* [WRITTEN REQUEST]
Using the data beneath, show every line that includes the word "React".

* begin *

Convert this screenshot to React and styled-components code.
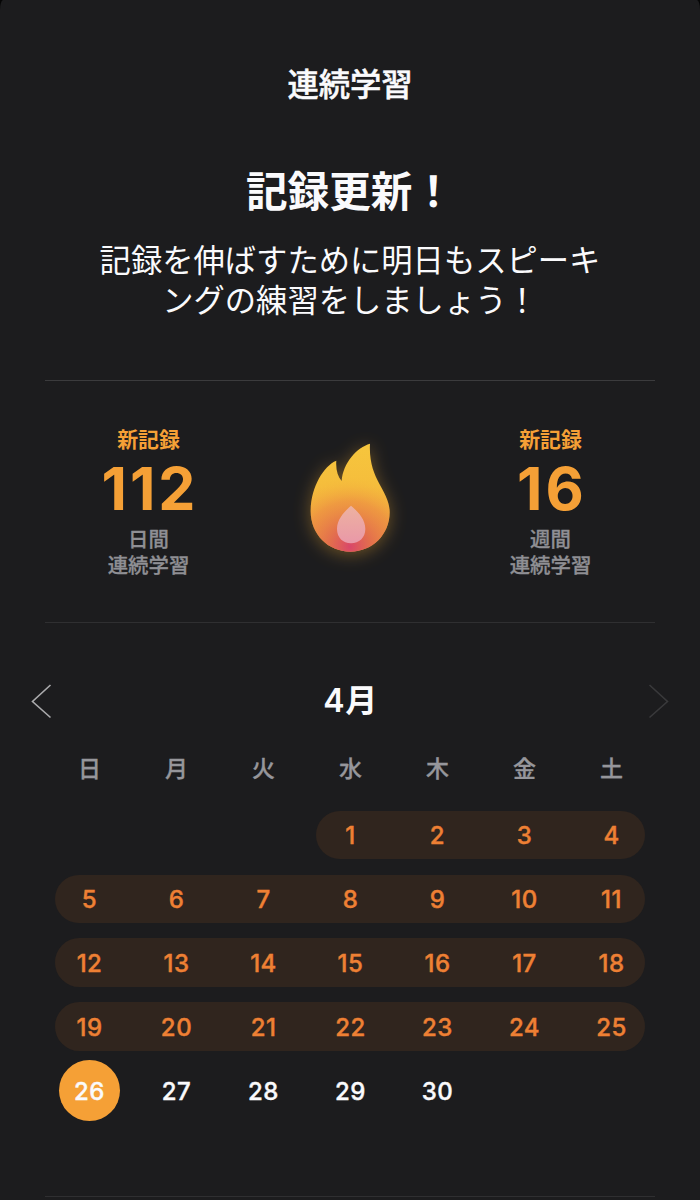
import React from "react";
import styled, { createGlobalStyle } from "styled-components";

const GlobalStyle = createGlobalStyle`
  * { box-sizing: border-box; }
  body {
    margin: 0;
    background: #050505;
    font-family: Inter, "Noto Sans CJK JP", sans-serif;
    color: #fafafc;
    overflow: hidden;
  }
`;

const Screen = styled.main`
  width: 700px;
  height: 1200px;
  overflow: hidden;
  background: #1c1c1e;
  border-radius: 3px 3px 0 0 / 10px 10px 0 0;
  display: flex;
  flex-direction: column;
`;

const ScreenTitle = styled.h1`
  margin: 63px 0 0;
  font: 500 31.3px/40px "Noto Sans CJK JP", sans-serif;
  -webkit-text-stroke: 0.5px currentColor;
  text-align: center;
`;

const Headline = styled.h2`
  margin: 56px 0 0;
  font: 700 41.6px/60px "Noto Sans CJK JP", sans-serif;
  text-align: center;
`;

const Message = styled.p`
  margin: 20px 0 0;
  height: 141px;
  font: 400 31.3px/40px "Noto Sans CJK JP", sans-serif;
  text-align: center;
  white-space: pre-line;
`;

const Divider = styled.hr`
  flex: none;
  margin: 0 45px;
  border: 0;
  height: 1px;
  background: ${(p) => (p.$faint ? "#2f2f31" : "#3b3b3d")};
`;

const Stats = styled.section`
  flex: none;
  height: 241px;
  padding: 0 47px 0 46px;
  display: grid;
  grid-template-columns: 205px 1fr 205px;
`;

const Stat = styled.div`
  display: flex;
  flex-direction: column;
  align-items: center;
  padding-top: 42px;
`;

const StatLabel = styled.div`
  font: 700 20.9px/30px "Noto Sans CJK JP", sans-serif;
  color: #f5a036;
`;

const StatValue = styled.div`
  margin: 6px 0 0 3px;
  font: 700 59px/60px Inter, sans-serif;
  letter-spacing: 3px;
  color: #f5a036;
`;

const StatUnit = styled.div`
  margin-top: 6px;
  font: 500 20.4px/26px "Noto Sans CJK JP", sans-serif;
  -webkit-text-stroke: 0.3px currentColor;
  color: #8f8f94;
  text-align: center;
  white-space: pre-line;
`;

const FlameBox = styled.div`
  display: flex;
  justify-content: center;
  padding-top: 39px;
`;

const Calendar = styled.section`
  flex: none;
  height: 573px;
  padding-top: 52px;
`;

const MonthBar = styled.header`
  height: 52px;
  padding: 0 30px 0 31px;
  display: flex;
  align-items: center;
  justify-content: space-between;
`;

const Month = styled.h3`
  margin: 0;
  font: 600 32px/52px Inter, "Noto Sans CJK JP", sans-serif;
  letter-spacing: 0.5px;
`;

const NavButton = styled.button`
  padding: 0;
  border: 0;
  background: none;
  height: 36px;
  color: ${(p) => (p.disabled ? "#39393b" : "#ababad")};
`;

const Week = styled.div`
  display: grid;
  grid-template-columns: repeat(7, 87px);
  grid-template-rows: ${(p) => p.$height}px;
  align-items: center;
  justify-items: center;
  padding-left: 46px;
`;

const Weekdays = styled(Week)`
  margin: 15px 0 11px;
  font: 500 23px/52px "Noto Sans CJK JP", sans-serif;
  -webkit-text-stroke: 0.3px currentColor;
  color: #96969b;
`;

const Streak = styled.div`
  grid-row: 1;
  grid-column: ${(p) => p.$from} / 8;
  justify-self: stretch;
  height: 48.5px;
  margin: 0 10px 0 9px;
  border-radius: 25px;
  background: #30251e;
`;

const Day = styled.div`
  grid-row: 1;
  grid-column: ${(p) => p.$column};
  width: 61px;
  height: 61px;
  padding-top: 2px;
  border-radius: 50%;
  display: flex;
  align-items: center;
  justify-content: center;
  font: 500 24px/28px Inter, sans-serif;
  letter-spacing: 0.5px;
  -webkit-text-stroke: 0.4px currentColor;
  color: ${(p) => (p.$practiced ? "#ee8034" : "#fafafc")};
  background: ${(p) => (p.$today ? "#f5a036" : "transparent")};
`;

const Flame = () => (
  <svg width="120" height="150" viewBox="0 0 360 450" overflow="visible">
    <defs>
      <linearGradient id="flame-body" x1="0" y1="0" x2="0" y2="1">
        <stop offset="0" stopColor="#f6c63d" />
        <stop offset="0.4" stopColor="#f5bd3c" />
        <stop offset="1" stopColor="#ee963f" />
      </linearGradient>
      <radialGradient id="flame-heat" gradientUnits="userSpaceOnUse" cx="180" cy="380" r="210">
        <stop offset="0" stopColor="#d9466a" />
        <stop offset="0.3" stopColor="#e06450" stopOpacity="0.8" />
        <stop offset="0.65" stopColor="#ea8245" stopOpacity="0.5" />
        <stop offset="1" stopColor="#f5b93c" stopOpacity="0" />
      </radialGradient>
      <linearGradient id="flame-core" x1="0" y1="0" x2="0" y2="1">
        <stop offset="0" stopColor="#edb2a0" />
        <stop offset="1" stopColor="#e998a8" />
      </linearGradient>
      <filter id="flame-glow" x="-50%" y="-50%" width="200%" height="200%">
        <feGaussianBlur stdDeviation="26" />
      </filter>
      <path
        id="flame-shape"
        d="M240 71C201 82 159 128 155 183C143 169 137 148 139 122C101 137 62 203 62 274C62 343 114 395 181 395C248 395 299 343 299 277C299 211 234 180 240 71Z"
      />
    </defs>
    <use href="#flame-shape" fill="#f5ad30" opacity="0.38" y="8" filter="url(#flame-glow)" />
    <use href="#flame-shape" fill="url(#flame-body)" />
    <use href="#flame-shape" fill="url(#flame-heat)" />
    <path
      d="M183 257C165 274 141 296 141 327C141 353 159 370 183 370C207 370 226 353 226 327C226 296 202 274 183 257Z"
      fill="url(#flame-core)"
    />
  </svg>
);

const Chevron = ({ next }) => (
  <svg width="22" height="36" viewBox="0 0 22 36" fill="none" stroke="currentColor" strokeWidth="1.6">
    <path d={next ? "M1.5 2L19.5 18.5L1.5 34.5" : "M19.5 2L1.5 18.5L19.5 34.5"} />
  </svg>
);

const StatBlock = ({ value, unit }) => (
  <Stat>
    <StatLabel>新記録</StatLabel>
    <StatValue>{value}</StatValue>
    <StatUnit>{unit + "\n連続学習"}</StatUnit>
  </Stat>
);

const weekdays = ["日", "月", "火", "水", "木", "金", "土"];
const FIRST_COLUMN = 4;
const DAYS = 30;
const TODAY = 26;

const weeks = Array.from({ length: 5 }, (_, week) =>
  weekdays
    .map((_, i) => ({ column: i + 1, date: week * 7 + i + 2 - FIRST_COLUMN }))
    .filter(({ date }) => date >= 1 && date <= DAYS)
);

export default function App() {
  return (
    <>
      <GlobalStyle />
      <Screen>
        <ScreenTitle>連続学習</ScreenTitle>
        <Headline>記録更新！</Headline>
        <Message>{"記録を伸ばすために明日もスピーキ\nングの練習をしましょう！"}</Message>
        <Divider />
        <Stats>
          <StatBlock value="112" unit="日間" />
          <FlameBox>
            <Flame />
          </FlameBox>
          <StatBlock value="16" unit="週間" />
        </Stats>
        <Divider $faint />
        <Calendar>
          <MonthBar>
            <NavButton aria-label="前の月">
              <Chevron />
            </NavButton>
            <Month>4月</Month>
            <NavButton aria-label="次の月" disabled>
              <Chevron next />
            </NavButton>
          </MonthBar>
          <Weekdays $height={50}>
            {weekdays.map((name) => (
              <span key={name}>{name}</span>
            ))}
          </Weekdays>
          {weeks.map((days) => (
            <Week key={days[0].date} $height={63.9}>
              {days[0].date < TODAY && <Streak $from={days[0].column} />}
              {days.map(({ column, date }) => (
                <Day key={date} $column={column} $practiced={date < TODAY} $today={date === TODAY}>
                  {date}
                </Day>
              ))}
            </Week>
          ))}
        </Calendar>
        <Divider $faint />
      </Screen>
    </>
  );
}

* end *

* [COMPLETE RESPONSE]
Convert this screenshot to React and styled-components code.
import React from "react";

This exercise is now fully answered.